Tsar Nicholas I Born: Russia's Iron Autocrat Arrives

Nicholas I ruled Russia with an iron fist for three decades, imposing a rigid autocratic order that crushed dissent at home while pursuing an aggressive foreign policy that ultimately exposed the empire's fatal weaknesses. Born on July 6, 1796, in Gatchina, near St. Petersburg, he was the third son of Tsar Paul I and never expected to become emperor. His older brother Alexander I died without legitimate heirs in December 1825, and the succession was disputed because their brother Constantine had secretly renounced his claim. The confusion produced the Decembrist Revolt, an attempted military coup on December 26, 1825, Nicholas's first day of effective power. He suppressed the revolt personally, ordering cannon fire on the rebel formations in Senate Square. Five ringleaders were hanged and over a hundred were exiled to Siberia. The experience shaped his entire reign. He became obsessed with maintaining order and preventing revolution. He established the Third Section, a secret police force that monitored political activity across the empire.

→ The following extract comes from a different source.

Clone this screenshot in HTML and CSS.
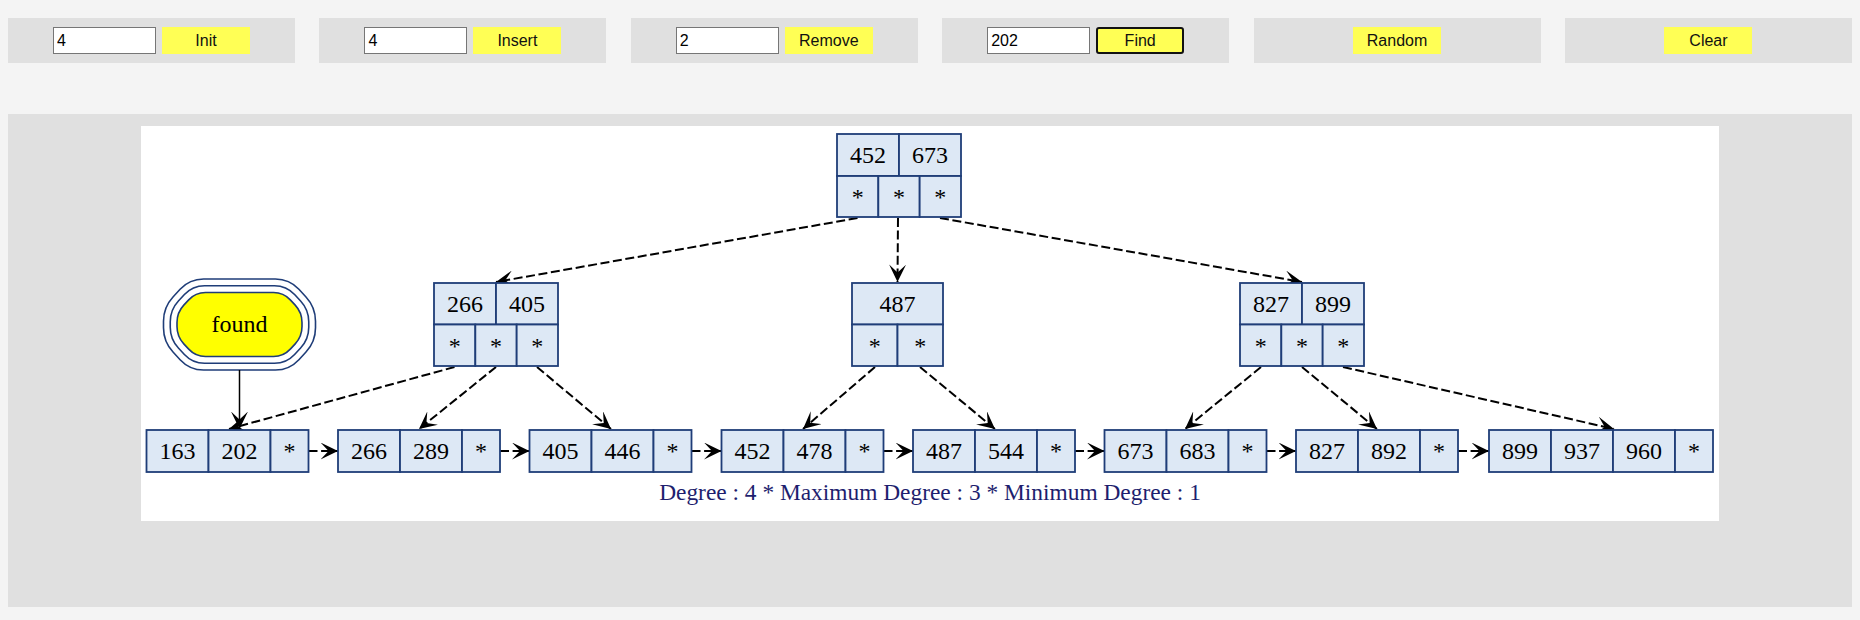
FILE: index.html
```html
<!DOCTYPE html>
<html lang="en">
<head>
    <meta charset="UTF-8">
    <meta name="viewport" content="width=device-width, initial-scale=1.0">
    <title>B+ Tree</title>
    <link rel="stylesheet" href="styles.css">
</head>
<body>

    <div class="toolbar">
        <div class="panel">
            <input type="text" value="4">
            <button>Init</button>
        </div>
        <div class="panel">
            <input type="text" value="4">
            <button>Insert</button>
        </div>
        <div class="panel">
            <input type="text" value="2">
            <button>Remove</button>
        </div>
        <div class="panel">
            <input type="text" value="202">
            <button class="active">Find</button>
        </div>
        <div class="panel">
            <button>Random</button>
        </div>
        <div class="panel">
            <button>Clear</button>
        </div>
    </div>

    <div class="stage">
        <svg class="graph" width="1578" height="395" viewBox="141 126 1578 395">
            <defs>
                <marker id="vee" markerUnits="userSpaceOnUse" markerWidth="18" markerHeight="17" viewBox="0 0 18 17" refX="17.5" refY="8.5" orient="auto">
                    <path d="M0 0 L17.5 8.5 L0 17 L8 8.5 Z" fill="#000"/>
                </marker>
            </defs>

            <!-- edges: root -> inner nodes -->
            <path class="edge" d="M857.5 218 L496 282"/>
            <path class="edge" d="M898 218 L897.5 282"/>
            <path class="edge" d="M940 218 L1302 282"/>

            <!-- edges: inner nodes -> leaves -->
            <path class="edge" d="M454.5 367 L229 429"/>
            <path class="edge" d="M496 367 L419 429"/>
            <path class="edge" d="M537 367 L611 429"/>
            <path class="edge" d="M875 367 L803 429"/>
            <path class="edge" d="M920 367 L995 429"/>
            <path class="edge" d="M1261 367 L1185 429"/>
            <path class="edge" d="M1302 367 L1377 429"/>
            <path class="edge" d="M1343 367 L1614 429"/>

            <!-- edges: leaf chain -->
            <path class="edge" d="M308.5 451 L338 451"/>
            <path class="edge" d="M500 451 L529.5 451"/>
            <path class="edge" d="M691.5 451 L721.5 451"/>
            <path class="edge" d="M883.5 451 L913 451"/>
            <path class="edge" d="M1075 451 L1104.5 451"/>
            <path class="edge" d="M1266.5 451 L1296 451"/>
            <path class="edge" d="M1458 451 L1489 451"/>

            <!-- found marker -->
            <g class="found" transform="translate(239.5 324.5)">
                <path d="M-35.9,-45.5 L35.9,-45.5 Q49.9,-45.5 59.41,-35.22 L66.49,-27.57 Q76,-17.29 76,-3.29 L76,3.29 Q76,17.29 66.49,27.57 L59.41,35.22 Q49.9,45.5 35.9,45.5 L-35.9,45.5 Q-49.9,45.5 -59.41,35.22 L-66.49,27.57 Q-76,17.29 -76,3.29 L-76,-3.29 Q-76,-17.29 -66.49,-27.57 L-59.41,-35.22 Q-49.9,-45.5 -35.9,-45.5 Z"/>
                <path d="M-34.94,-38.75 L34.94,-38.75 Q46.94,-38.75 55.09,-29.94 L61.1,-23.44 Q69.25,-14.63 69.25,-2.63 L69.25,2.63 Q69.25,14.63 61.1,23.44 L55.09,29.94 Q46.94,38.75 34.94,38.75 L-34.94,38.75 Q-46.94,38.75 -55.09,29.94 L-61.1,23.44 Q-69.25,14.63 -69.25,2.63 L-69.25,-2.63 Q-69.25,-14.63 -61.1,-23.44 L-55.09,-29.94 Q-46.94,-38.75 -34.94,-38.75 Z"/>
                <path class="hit" d="M-34,-32 L34,-32 Q44,-32 50.79,-24.66 L55.71,-19.34 Q62.5,-12 62.5,-2 L62.5,2 Q62.5,12 55.71,19.34 L50.79,24.66 Q44,32 34,32 L-34,32 Q-44,32 -50.79,24.66 L-55.71,19.34 Q-62.5,12 -62.5,2 L-62.5,-2 Q-62.5,-12 -55.71,-19.34 L-50.79,-24.66 Q-44,-32 -34,-32 Z"/>
                <text x="0" y="7.5">found</text>
            </g>
            <path class="link" d="M239.5 370 L239.5 429"/>

            <!-- root -->
            <g class="node">
                <rect x="837" y="134" width="62" height="42"/>
                <rect x="899" y="134" width="62" height="42"/>
                <rect x="837" y="176" width="41.33" height="41"/>
                <rect x="878.33" y="176" width="41.33" height="41"/>
                <rect x="919.67" y="176" width="41.33" height="41"/>
                <text x="868" y="163.4">452</text>
                <text x="930" y="163.4">673</text>
                <text x="857.7" y="205">*</text>
                <text x="899" y="205">*</text>
                <text x="940.3" y="205">*</text>
            </g>

            <!-- inner: 266 405 -->
            <g class="node">
                <rect x="434" y="283" width="62" height="41.5"/>
                <rect x="496" y="283" width="62" height="41.5"/>
                <rect x="434" y="324.5" width="41.33" height="41.5"/>
                <rect x="475.33" y="324.5" width="41.33" height="41.5"/>
                <rect x="516.67" y="324.5" width="41.33" height="41.5"/>
                <text x="465" y="312.2">266</text>
                <text x="527" y="312.2">405</text>
                <text x="454.7" y="353.5">*</text>
                <text x="496" y="353.5">*</text>
                <text x="537.3" y="353.5">*</text>
            </g>

            <!-- inner: 487 -->
            <g class="node">
                <rect x="852" y="283" width="91" height="41.5"/>
                <rect x="852" y="324.5" width="45.5" height="41.5"/>
                <rect x="897.5" y="324.5" width="45.5" height="41.5"/>
                <text x="897.5" y="312.2">487</text>
                <text x="874.75" y="353.5">*</text>
                <text x="920.25" y="353.5">*</text>
            </g>

            <!-- inner: 827 899 -->
            <g class="node">
                <rect x="1240" y="283" width="62" height="41.5"/>
                <rect x="1302" y="283" width="62" height="41.5"/>
                <rect x="1240" y="324.5" width="41.33" height="41.5"/>
                <rect x="1281.33" y="324.5" width="41.33" height="41.5"/>
                <rect x="1322.67" y="324.5" width="41.33" height="41.5"/>
                <text x="1271" y="312.2">827</text>
                <text x="1333" y="312.2">899</text>
                <text x="1260.7" y="353.5">*</text>
                <text x="1302" y="353.5">*</text>
                <text x="1343.3" y="353.5">*</text>
            </g>

            <!-- leaves -->
            <g class="node">
                <rect x="146.5" y="430" width="62" height="42"/>
                <rect x="208.5" y="430" width="62" height="42"/>
                <rect x="270.5" y="430" width="38" height="42"/>
                <text x="177.5" y="459.4">163</text>
                <text x="239.5" y="459.4">202</text>
                <text x="289.5" y="459.4">*</text>
            </g>
            <g class="node">
                <rect x="338" y="430" width="62" height="42"/>
                <rect x="400" y="430" width="62" height="42"/>
                <rect x="462" y="430" width="38" height="42"/>
                <text x="369" y="459.4">266</text>
                <text x="431" y="459.4">289</text>
                <text x="481" y="459.4">*</text>
            </g>
            <g class="node">
                <rect x="529.5" y="430" width="62" height="42"/>
                <rect x="591.5" y="430" width="62" height="42"/>
                <rect x="653.5" y="430" width="38" height="42"/>
                <text x="560.5" y="459.4">405</text>
                <text x="622.5" y="459.4">446</text>
                <text x="672.5" y="459.4">*</text>
            </g>
            <g class="node">
                <rect x="721.5" y="430" width="62" height="42"/>
                <rect x="783.5" y="430" width="62" height="42"/>
                <rect x="845.5" y="430" width="38" height="42"/>
                <text x="752.5" y="459.4">452</text>
                <text x="814.5" y="459.4">478</text>
                <text x="864.5" y="459.4">*</text>
            </g>
            <g class="node">
                <rect x="913" y="430" width="62" height="42"/>
                <rect x="975" y="430" width="62" height="42"/>
                <rect x="1037" y="430" width="38" height="42"/>
                <text x="944" y="459.4">487</text>
                <text x="1006" y="459.4">544</text>
                <text x="1056" y="459.4">*</text>
            </g>
            <g class="node">
                <rect x="1104.5" y="430" width="62" height="42"/>
                <rect x="1166.5" y="430" width="62" height="42"/>
                <rect x="1228.5" y="430" width="38" height="42"/>
                <text x="1135.5" y="459.4">673</text>
                <text x="1197.5" y="459.4">683</text>
                <text x="1247.5" y="459.4">*</text>
            </g>
            <g class="node">
                <rect x="1296" y="430" width="62" height="42"/>
                <rect x="1358" y="430" width="62" height="42"/>
                <rect x="1420" y="430" width="38" height="42"/>
                <text x="1327" y="459.4">827</text>
                <text x="1389" y="459.4">892</text>
                <text x="1439" y="459.4">*</text>
            </g>
            <g class="node">
                <rect x="1489" y="430" width="62" height="42"/>
                <rect x="1551" y="430" width="62" height="42"/>
                <rect x="1613" y="430" width="62" height="42"/>
                <rect x="1675" y="430" width="38" height="42"/>
                <text x="1520" y="459.4">899</text>
                <text x="1582" y="459.4">937</text>
                <text x="1644" y="459.4">960</text>
                <text x="1694" y="459.4">*</text>
            </g>

            <text class="caption" x="930" y="500">Degree : 4 * Maximum Degree : 3 * Minimum Degree : 1</text>
        </svg>
    </div>

</body>
</html>
```

FILE: styles.css
```css
body {
    font-family: "Liberation Sans", Arial, sans-serif;
    background-color: #f4f4f4;
    margin: 8px;
}

.toolbar {
    display: flex;
    justify-content: space-between;
    margin-top: 10px;
}

.panel {
    width: 287px;
    height: 45px;
    background-color: #e0e0e0;
    display: flex;
    align-items: center;
    justify-content: center;
    gap: 6px;
}

.panel input {
    width: 103px;
    height: 27px;
    box-sizing: border-box;
    border: 1px solid #767676;
    padding: 0 3px;
    font-family: "Liberation Sans", Arial, sans-serif;
    font-size: 16px;
    color: #000;
    background: #fff;
}

.panel button {
    width: 88px;
    height: 27px;
    border: none;
    background-color: #ffff55;
    font-family: "Liberation Sans", Arial, sans-serif;
    font-size: 16px;
    color: #111;
    cursor: pointer;
}

.panel button.active {
    border: 2px solid #111;
    border-radius: 3px;
}

.stage {
    margin-top: 51px;
    height: 493px;
    box-sizing: border-box;
    padding-top: 12px;
    background-color: #e0e0e0;
    display: flex;
    justify-content: center;
    align-items: flex-start;
}

.graph {
    display: block;
    background-color: #fff;
    font-family: "Liberation Serif", "Times New Roman", serif;
    font-size: 24px;
}

.graph text {
    text-anchor: middle;
    fill: #000;
}

.node rect {
    fill: #dde8f5;
    stroke: #1f3d78;
    stroke-width: 1.8;
}

.edge {
    fill: none;
    stroke: #000;
    stroke-width: 2;
    stroke-dasharray: 9 3.6;
    marker-end: url(#vee);
}

.link {
    fill: none;
    stroke: #000;
    stroke-width: 1.5;
    marker-end: url(#vee);
}

.found path {
    fill: none;
    stroke: #1f3d78;
    stroke-width: 1.6;
}

.found path.hit {
    fill: #ffff00;
}

.graph .caption {
    font-size: 23.4px;
    fill: #1e1e6e;
}
```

He imposed censorship so strict that even music was reviewed for subversive content. He crushed the Polish uprising of 1830-31, the Hungarian revolution of 1848-49 (at Austria's request), and maintained such rigid control that his reign was called the "Apogee of Autocracy." His aggressive foreign policy aimed to expand Russian influence in the Balkans and the Ottoman Empire. The resulting Crimean War (1853-56) pitted Russia against Britain, France, and the Ottoman Empire on Russia's own doorstep. The war exposed Russia's industrial and military backwardness: its soldiers carried muskets while the British and French had rifles; its navy was wooden while the allies had steamships. Nicholas died on March 2, 1855, reportedly of pneumonia, before the war ended. His successor Alexander II immediately sued for peace and embarked on the reforms, including the abolition of serfdom, that Nicholas had refused to consider.